• _STATED GOAL_
Take every line from the listing below that includes "components" and copy it.
== SOURCE MATERIAL
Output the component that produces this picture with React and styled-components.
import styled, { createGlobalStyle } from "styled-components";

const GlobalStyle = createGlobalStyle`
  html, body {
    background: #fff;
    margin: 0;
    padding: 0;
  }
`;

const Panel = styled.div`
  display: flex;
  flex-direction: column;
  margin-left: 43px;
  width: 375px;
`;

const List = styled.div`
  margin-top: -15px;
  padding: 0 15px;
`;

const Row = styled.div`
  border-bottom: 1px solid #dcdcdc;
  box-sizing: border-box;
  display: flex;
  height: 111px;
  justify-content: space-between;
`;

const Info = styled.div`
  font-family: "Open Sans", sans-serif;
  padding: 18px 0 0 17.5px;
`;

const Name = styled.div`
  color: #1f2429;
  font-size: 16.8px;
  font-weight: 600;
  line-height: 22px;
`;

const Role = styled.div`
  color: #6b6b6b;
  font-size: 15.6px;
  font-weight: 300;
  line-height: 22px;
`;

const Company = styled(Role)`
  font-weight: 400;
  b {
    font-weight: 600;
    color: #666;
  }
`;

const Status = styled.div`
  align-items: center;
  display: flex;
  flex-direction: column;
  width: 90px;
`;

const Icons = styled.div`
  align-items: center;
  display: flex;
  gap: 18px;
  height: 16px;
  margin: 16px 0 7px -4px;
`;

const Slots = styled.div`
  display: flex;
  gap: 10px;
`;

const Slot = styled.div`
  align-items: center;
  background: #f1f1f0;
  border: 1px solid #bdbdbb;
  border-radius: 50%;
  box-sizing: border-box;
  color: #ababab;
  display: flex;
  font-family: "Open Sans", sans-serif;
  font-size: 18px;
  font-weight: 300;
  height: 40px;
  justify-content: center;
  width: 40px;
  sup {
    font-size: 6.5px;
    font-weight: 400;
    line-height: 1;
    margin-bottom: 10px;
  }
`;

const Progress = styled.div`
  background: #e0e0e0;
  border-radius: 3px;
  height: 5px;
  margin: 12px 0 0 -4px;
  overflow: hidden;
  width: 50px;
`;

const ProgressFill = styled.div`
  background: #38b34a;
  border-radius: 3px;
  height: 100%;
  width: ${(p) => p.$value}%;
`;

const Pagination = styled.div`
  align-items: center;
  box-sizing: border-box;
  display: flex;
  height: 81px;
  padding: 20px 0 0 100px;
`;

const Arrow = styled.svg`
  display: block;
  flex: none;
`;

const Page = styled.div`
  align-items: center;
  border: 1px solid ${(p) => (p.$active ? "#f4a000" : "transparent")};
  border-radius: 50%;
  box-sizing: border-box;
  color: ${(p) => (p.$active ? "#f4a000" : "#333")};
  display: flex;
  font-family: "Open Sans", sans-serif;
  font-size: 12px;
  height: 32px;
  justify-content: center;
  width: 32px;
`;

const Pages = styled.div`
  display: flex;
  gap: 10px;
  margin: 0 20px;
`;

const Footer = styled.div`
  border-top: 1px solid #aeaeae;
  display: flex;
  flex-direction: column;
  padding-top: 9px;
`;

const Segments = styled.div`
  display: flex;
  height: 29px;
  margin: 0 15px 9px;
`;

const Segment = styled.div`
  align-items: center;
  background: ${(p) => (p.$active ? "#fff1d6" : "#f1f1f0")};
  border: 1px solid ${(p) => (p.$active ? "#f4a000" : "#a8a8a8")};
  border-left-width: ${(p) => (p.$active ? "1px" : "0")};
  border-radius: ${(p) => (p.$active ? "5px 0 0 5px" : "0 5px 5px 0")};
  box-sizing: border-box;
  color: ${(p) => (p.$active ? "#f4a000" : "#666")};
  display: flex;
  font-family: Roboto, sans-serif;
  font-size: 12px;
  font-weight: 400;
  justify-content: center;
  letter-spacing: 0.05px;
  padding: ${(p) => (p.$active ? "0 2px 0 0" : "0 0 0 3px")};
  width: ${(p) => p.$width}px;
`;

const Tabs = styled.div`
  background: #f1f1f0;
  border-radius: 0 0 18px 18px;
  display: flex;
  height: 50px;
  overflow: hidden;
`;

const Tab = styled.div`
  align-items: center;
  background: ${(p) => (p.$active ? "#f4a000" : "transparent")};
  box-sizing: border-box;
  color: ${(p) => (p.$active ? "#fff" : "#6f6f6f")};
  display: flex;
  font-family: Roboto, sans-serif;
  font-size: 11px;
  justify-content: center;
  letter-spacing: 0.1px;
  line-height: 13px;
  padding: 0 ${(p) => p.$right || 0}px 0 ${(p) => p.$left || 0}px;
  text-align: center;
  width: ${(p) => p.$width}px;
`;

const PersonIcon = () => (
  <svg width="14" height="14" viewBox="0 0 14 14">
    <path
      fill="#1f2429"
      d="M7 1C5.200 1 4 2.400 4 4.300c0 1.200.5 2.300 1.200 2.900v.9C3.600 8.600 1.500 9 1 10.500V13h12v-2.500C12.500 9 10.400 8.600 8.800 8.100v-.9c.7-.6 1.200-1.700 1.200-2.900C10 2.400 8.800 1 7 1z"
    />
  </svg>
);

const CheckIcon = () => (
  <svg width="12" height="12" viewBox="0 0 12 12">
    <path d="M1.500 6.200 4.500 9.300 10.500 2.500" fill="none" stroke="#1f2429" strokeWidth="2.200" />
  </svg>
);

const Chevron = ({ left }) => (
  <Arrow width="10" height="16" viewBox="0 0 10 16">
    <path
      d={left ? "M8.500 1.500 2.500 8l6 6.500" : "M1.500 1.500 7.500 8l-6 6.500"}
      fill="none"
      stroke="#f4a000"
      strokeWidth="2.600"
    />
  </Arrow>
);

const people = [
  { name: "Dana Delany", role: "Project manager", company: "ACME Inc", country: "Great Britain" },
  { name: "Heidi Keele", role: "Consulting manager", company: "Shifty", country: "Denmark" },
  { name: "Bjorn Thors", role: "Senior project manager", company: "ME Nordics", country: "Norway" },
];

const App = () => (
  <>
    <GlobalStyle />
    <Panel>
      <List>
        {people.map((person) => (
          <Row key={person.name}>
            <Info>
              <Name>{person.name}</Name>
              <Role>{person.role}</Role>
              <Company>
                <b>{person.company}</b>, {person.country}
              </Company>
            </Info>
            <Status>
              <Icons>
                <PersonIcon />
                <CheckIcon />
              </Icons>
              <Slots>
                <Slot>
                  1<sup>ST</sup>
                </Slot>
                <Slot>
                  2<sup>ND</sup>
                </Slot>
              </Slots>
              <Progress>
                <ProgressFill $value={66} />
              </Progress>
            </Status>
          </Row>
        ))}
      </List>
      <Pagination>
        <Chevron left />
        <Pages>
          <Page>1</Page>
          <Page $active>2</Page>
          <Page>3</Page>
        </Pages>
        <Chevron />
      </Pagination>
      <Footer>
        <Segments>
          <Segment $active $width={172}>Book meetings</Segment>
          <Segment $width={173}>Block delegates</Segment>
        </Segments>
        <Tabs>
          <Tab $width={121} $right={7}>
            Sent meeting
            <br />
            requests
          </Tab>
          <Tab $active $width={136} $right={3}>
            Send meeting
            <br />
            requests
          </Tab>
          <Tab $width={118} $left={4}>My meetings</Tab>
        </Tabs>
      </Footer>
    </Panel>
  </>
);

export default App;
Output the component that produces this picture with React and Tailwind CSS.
====
• _WRITTEN ANSWER_
Output the component that produces this picture with React and styled-components.
import styled, { createGlobalStyle } from "styled-components";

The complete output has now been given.